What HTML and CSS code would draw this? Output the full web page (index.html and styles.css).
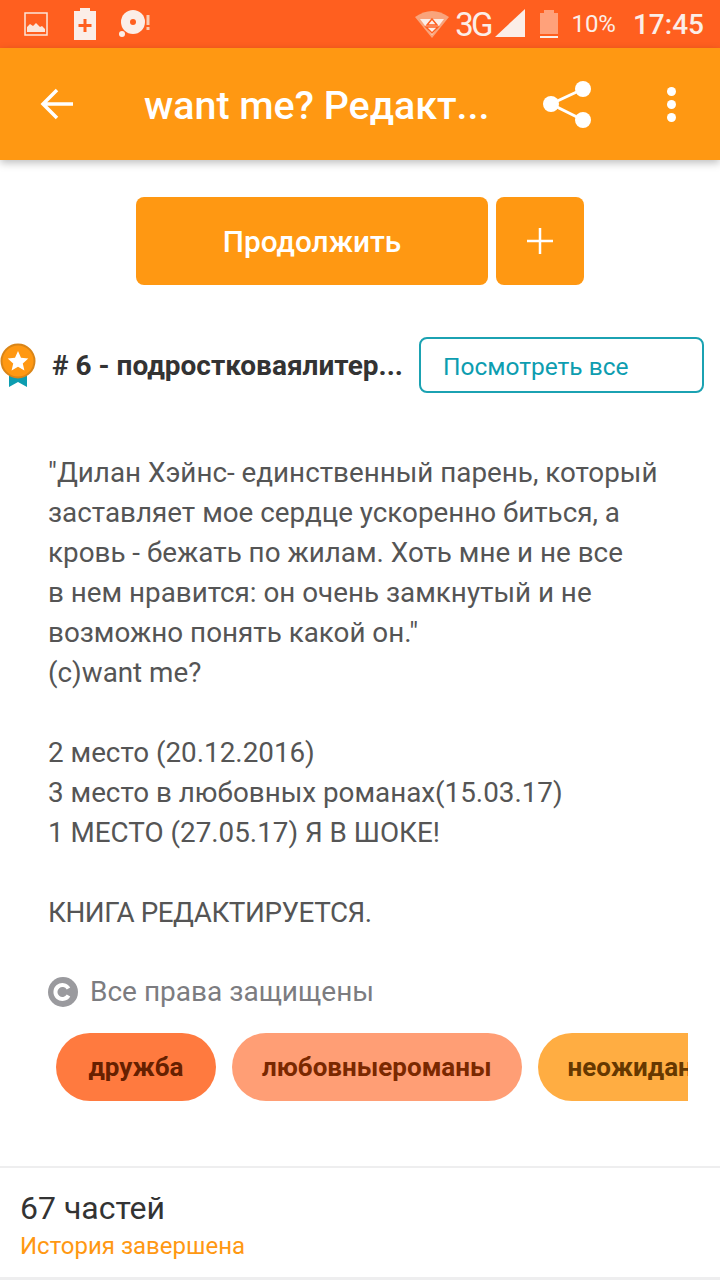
FILE: index.html
```html
<!DOCTYPE html>
<html lang="en">

<head>
    <meta charset="UTF-8">
    <meta name="viewport" content="width=device-width, initial-scale=1.0">
    <title>want me?</title>
    <link rel="stylesheet" href="styles.css">
</head>

<body>
    <!-- Status bar -->
    <div class="status-bar">
        <div class="status-left">
            <svg class="status-icon" width="24" height="24" viewBox="0 0 24 24">
                <rect x="1" y="1" width="22" height="22" fill="none" stroke="#fbe6da" stroke-width="1.5"/>
                <path d="M3 20v-5l3-3 3 2 3-3 4 4 2-1 3 3v3z" fill="#fbe6da"/>
            </svg>
            <svg class="status-icon" width="22" height="32" viewBox="0 0 22 32">
                <path d="M6 0h10v3h6v29H0V3h6z" fill="#fbeee8"/>
                <path d="M9.500 11h3v5h5v3h-5v5h-3v-5h-5v-3h5z" fill="#ff5f1f"/>
            </svg>
            <svg class="status-icon" width="32" height="28" viewBox="0 0 32 28">
                <circle cx="14" cy="12" r="12" fill="#fbeee8"/>
                <circle cx="14" cy="12" r="3" fill="#ff5f1f"/>
                <circle cx="3" cy="24" r="3" fill="#fbeee8"/>
                <rect x="27.500" y="5" width="3" height="10" fill="#f9cdb4"/>
                <rect x="27.500" y="17" width="3" height="3" fill="#f9cdb4"/>
            </svg>
        </div>
        <div class="status-right">
            <svg width="34" height="30" viewBox="0 0 34 30">
                <path d="M0 8Q17-4 34 8L17 29z" fill="#f9a47c"/>
                <path d="M5 10h24L17 26z" fill="#fbeee8"/>
                <path d="M17 10l5 6H12zM11 18h12l-6 6z" fill="none" stroke="#ff5f1f" stroke-width="1.500"/>
            </svg>
            <span class="network">3G</span>
            <svg class="signal" width="30" height="30" viewBox="0 0 30 30">
                <path d="M30 0v28H0z" fill="#fbeee8"/>
            </svg>
            <svg class="battery" width="20" height="30" viewBox="0 0 20 30">
                <path d="M5 1h10v3h4v21H1V4h4z" fill="#ffa17a"/>
                <rect x="1" y="27" width="18" height="2" fill="#fbeee8"/>
            </svg>
            <span class="battery-text">10%</span>
            <span class="clock">17:45</span>
        </div>
    </div>

    <!-- Toolbar -->
    <header class="toolbar">
        <svg class="back-icon" width="34" height="32" viewBox="0 0 34 32">
            <path d="M33 16H3M17 2L3 16l14 14" fill="none" stroke="#fff" stroke-width="3.500"/>
        </svg>
        <h1 class="toolbar-title">want me? Редакт...</h1>
        <svg class="share-icon" width="48" height="48" viewBox="0 0 48 48">
            <path d="M40 9L8 24l32 16" fill="none" stroke="#fff" stroke-width="3"/>
            <circle cx="40" cy="9" r="8" fill="#fff"/>
            <circle cx="8" cy="24" r="8" fill="#fff"/>
            <circle cx="40" cy="40" r="8" fill="#fff"/>
        </svg>
        <div class="more-icon">
            <span></span>
            <span></span>
            <span></span>
        </div>
    </header>

    <main>
        <div class="actions">
            <button class="btn-continue">Продолжить</button>
            <button class="btn-add">
                <svg width="26" height="26" viewBox="0 0 26 26">
                    <path d="M13 0v26M0 13h26" stroke="#fff" stroke-width="2.500"/>
                </svg>
            </button>
        </div>

        <div class="rank-row">
            <svg class="medal" width="36" height="44" viewBox="0 0 36 44">
                <path d="M9 26h18v18l-9-5-9 5z" fill="#0d9db0"/>
                <circle cx="18" cy="18" r="16.500" fill="#ff9812" stroke="#d98518" stroke-width="2"/>
                <path d="M18 8l3 6.800 7.300.7-5.500 4.900 1.600 7.200-6.400-3.800-6.400 3.800 1.600-7.200-5.500-4.900 7.300-.7z" fill="#fff"/>
            </svg>
            <span class="rank-text"># 6 - подростковаялитер...</span>
            <button class="btn-view">Посмотреть все</button>
        </div>

        <p class="description">"Дилан Хэйнс- единственный парень, который
заставляет мое сердце ускоренно биться, а
кровь - бежать по жилам. Хоть мне и не все
в нем нравится: он очень замкнутый и не
возможно понять какой он."
(с)want me?

2 место (20.12.2016)
3 место в любовных романах(15.03.17)
1 МЕСТО (27.05.17) Я В ШОКЕ!

<span class="caps-line">КНИГА РЕДАКТИРУЕТСЯ.</span></p>

        <div class="copyright">
            <svg width="30" height="30" viewBox="0 0 30 30">
                <circle cx="15" cy="15" r="15" fill="#9a9a9e"/>
                <path d="M20.500 11.500a7 7 0 1 0 0 7" fill="none" stroke="#fff" stroke-width="4"/>
            </svg>
            <span>Все права защищены</span>
        </div>

        <div class="tags">
            <span class="tag tag-one">дружба</span>
            <span class="tag tag-two">любовныероманы</span>
            <span class="tag tag-three">неожиданный</span>
        </div>
    </main>

    <footer class="parts">
        <div class="parts-count">67 частей</div>
        <div class="parts-status">История завершена</div>
    </footer>
</body>

</html>
```
FILE: styles.css
```css
* {
    box-sizing: border-box;
}

body {
    font-family: 'Roboto', sans-serif;
    margin: 0;
    padding: 0;
    width: 720px;
    height: 1280px;
    overflow: hidden;
    background-color: #fff;
}

.status-bar {
    height: 48px;
    background-color: #ff5f1f;
    display: flex;
    justify-content: space-between;
    align-items: center;
    padding: 0 16px 0 24px;
}

.status-left {
    display: flex;
    align-items: center;
    gap: 26px;
}

.status-left svg:last-child {
    margin-left: -3px;
}

.status-right {
    display: flex;
    align-items: center;
    color: #fbeee8;
}

.network {
    font-size: 33px;
    letter-spacing: -3px;
    margin-left: 6px;
}

.signal {
    margin-left: 5px;
}

.battery {
    margin-left: 14px;
}

.battery-text {
    font-size: 24px;
    margin-left: 12px;
}

.clock {
    font-size: 28px;
    font-weight: 500;
    margin-left: 17px;
}

.toolbar {
    height: 112px;
    background-color: #ff9812;
    box-shadow: 0 3px 8px rgba(0, 0, 0, 0.25);
    display: flex;
    align-items: center;
    padding-left: 40px;
    color: white;
}

.toolbar-title {
    width: 348px;
    margin: 2px 0 0 70px;
    font-size: 39.4px;
    font-weight: 500;
    white-space: nowrap;
}

.share-icon {
    margin-left: 51px;
}

.more-icon {
    margin-left: 76px;
    display: flex;
    flex-direction: column;
    gap: 4px;
}

.more-icon span {
    width: 9px;
    height: 9px;
    border-radius: 50%;
    background-color: white;
}

.actions {
    display: flex;
    justify-content: center;
    gap: 8px;
    margin-top: 37px;
}

.actions button {
    height: 88px;
    background-color: #ff9812;
    color: white;
    border: none;
    border-radius: 8px;
    font-family: inherit;
}

.btn-continue {
    width: 352px;
    font-size: 29.8px;
    font-weight: 500;
}

.btn-add {
    width: 88px;
    display: flex;
    align-items: center;
    justify-content: center;
}

.rank-row {
    display: flex;
    align-items: center;
    margin-top: 52px;
    height: 56px;
}

.medal {
    flex-shrink: 0;
}

.rank-text {
    width: 367px;
    padding-left: 16px;
    font-size: 28px;
    font-weight: 700;
    color: #333;
    white-space: nowrap;
}

.btn-view {
    flex-shrink: 0;
    width: 285px;
    height: 56px;
    margin-left: 16px;
    padding: 2px 0 0 22px;
    background: white;
    border: 2px solid #1ba2b2;
    border-radius: 8px;
    color: #0d9db0;
    font-family: inherit;
    font-size: 24.5px;
    text-align: left;
}

.description {
    margin: 60px 0 0;
    padding-left: 48px;
    font-size: 27.8px;
    line-height: 40px;
    color: #555;
    white-space: pre-line;
}

.caps-line {
    letter-spacing: -0.45px;
}

.copyright {
    display: flex;
    align-items: center;
    gap: 12px;
    margin: 42px 0 0 48px;
    font-size: 28px;
    color: #7c7c80;
}

.tags {
    display: flex;
    gap: 16px;
    width: 632px;
    margin: 25px 0 0 56px;
    overflow: hidden;
}

.tag {
    flex-shrink: 0;
    height: 68px;
    padding: 0 30px;
    border-radius: 34px;
    display: flex;
    align-items: center;
    font-size: 26px;
    font-weight: 700;
    white-space: nowrap;
}

.tag-one {
    background-color: #ff7a3f;
    color: #662000;
    width: 160px;
    justify-content: center;
}

.tag-two {
    background-color: #ff9e75;
    color: #7a2800;
}

.tag-three {
    background-color: #ffad42;
    color: #663800;
}

.parts {
    margin-top: 65px;
    height: 114px;
    border-top: 2px solid #eeeeef;
    border-bottom: 3px solid #eeeeef;
    padding: 20px 20px 0;
}

.parts-count {
    font-size: 32px;
    line-height: 40px;
    color: #333;
}

.parts-status {
    font-size: 24px;
    line-height: 36px;
    color: #ff9812;
}
```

----

Written request: Your answer should be a single number: how many lines of the material contain the word "styles".

Complete answer: 3